(Entries with page source code)
━━━━━━━━━━━━━━━━━━━━

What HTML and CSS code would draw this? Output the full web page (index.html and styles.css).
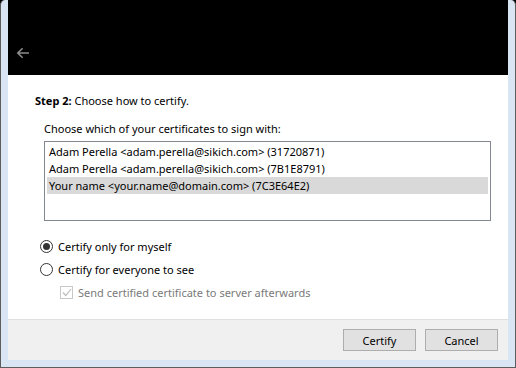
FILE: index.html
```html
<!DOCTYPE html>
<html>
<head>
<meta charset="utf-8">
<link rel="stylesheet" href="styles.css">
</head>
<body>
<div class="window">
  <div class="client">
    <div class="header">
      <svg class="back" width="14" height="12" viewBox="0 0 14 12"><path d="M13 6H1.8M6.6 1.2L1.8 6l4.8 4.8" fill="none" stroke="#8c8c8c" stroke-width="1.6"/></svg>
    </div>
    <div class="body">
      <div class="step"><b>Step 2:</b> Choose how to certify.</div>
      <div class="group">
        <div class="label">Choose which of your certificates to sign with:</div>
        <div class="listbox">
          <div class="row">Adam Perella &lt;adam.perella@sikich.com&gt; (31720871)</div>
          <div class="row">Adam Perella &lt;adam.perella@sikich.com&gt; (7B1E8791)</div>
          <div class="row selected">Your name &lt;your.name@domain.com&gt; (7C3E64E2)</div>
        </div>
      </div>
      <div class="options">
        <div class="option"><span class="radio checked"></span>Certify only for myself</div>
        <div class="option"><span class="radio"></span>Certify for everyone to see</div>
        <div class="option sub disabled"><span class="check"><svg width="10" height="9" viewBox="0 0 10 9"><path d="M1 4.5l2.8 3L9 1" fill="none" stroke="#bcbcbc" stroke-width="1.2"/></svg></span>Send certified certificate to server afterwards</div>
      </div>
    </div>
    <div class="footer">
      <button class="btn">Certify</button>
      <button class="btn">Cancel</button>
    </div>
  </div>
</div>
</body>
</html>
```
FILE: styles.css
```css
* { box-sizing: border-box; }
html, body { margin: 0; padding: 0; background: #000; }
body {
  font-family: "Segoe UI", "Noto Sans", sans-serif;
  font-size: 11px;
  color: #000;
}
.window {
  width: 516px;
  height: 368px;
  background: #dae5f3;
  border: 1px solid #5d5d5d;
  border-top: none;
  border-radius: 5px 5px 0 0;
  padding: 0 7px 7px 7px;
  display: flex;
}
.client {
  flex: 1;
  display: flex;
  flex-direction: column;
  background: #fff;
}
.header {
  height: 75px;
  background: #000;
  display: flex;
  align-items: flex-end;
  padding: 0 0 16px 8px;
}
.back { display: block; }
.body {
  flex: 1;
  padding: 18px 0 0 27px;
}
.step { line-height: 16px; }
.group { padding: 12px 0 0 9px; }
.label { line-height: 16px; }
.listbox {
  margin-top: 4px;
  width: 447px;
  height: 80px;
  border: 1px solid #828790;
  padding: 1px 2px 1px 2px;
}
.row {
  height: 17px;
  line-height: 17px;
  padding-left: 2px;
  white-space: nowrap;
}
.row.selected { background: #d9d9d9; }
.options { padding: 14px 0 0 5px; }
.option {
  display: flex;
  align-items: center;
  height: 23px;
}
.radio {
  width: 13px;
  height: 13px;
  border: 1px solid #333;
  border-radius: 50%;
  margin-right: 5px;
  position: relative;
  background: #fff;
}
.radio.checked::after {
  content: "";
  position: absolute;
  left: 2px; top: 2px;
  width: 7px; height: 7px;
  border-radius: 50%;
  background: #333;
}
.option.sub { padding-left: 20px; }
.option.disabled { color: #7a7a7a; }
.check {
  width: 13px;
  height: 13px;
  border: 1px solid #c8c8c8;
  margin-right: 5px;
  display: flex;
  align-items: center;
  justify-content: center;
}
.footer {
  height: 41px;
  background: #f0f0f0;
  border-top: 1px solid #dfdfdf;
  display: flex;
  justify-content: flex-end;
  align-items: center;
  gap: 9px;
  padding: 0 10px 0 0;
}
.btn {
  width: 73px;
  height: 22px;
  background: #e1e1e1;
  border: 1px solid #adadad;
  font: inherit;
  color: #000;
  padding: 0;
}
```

━━━━━━━━━━━━━━━━━━━━

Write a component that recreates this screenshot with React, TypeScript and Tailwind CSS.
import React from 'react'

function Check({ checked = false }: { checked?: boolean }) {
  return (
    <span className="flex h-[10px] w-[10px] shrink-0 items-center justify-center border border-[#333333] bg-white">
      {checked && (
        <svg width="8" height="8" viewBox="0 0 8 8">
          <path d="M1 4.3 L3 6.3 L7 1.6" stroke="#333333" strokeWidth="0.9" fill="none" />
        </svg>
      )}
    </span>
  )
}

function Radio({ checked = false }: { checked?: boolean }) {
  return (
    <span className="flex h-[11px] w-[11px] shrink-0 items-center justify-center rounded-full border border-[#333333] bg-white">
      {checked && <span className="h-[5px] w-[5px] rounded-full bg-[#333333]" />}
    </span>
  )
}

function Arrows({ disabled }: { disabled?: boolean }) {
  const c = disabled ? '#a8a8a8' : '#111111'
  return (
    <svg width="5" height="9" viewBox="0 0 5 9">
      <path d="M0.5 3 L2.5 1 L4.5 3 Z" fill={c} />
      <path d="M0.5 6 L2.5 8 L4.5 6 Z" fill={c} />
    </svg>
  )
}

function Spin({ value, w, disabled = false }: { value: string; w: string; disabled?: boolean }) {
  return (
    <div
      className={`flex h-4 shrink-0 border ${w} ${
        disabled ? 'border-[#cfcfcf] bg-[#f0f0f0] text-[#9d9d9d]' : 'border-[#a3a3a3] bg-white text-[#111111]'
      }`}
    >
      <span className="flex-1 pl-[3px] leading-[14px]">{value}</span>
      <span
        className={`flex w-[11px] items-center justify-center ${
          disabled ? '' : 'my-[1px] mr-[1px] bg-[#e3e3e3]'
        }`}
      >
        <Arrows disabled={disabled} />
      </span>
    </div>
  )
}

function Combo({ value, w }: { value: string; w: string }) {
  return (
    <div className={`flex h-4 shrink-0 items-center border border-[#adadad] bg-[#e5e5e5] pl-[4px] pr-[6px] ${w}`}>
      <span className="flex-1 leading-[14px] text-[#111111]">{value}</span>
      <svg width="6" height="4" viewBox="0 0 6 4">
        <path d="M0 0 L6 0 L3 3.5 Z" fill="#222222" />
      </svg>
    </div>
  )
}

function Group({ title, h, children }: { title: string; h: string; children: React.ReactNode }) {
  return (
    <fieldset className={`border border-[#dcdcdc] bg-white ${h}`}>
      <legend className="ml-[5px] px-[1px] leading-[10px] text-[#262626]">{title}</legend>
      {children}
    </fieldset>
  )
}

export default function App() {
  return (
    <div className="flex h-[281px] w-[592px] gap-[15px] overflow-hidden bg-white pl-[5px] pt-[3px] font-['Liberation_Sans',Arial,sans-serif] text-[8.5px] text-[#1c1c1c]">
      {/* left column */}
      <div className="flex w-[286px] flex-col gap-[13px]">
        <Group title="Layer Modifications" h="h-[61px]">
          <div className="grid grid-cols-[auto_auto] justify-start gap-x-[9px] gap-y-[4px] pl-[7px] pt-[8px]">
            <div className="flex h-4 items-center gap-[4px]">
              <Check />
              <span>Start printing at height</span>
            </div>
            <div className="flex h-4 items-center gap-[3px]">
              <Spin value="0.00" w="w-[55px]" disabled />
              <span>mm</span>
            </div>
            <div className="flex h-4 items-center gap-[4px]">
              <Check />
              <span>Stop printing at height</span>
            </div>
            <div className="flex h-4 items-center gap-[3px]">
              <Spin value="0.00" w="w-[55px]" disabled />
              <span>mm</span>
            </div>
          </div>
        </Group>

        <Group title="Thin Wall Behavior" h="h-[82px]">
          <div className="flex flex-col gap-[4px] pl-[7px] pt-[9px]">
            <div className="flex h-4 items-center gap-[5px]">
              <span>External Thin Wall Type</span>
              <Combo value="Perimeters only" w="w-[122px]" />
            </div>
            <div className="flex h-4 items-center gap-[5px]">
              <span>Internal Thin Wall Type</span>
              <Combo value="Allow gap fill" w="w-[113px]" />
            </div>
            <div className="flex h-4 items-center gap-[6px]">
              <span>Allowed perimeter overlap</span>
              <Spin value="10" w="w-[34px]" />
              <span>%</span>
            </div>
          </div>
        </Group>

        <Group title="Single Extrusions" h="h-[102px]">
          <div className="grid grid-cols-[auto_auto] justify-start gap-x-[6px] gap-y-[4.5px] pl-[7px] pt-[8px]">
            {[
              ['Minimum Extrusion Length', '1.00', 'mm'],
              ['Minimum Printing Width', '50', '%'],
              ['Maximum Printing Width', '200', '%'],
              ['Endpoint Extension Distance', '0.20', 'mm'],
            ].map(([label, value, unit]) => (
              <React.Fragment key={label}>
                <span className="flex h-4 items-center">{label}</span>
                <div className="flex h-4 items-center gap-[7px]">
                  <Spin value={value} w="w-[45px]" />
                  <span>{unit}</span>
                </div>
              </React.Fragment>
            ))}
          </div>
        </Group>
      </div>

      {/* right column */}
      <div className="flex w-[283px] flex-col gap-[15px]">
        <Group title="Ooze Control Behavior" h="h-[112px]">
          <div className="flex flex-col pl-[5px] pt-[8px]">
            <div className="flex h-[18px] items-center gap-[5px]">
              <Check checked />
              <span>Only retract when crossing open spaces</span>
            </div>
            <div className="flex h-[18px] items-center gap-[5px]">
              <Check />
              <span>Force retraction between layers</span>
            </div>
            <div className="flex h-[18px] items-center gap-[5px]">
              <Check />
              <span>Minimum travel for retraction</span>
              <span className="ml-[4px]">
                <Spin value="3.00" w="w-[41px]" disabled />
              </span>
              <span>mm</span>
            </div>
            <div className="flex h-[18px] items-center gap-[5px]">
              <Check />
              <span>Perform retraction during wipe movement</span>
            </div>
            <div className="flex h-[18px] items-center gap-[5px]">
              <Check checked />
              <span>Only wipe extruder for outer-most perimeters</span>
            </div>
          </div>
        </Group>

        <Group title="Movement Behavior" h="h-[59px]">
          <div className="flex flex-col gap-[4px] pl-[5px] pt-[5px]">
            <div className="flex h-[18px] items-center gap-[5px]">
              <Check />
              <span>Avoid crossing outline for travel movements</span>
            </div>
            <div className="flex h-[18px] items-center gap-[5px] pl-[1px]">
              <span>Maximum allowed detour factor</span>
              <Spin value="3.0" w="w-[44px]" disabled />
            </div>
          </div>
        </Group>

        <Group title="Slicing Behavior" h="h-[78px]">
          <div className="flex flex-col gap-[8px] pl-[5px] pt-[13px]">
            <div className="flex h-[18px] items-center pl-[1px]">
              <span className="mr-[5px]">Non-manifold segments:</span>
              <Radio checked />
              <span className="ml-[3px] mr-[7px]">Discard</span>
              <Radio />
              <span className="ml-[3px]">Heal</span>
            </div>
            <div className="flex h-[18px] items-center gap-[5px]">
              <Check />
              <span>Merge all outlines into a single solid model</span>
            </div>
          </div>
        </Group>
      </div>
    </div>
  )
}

━━━━━━━━━━━━━━━━━━━━

*EXERCISE DIRECTIONS:* Select all lines in the listing that include the word "full".

*WRITTEN SOLUTION:*
What HTML and CSS code would draw this? Output the full web page (index.html and styles.css).
    <span className="flex h-[11px] w-[11px] shrink-0 items-center justify-center rounded-full border border-[#333333] bg-white">
      {checked && <span className="h-[5px] w-[5px] rounded-full bg-[#333333]" />}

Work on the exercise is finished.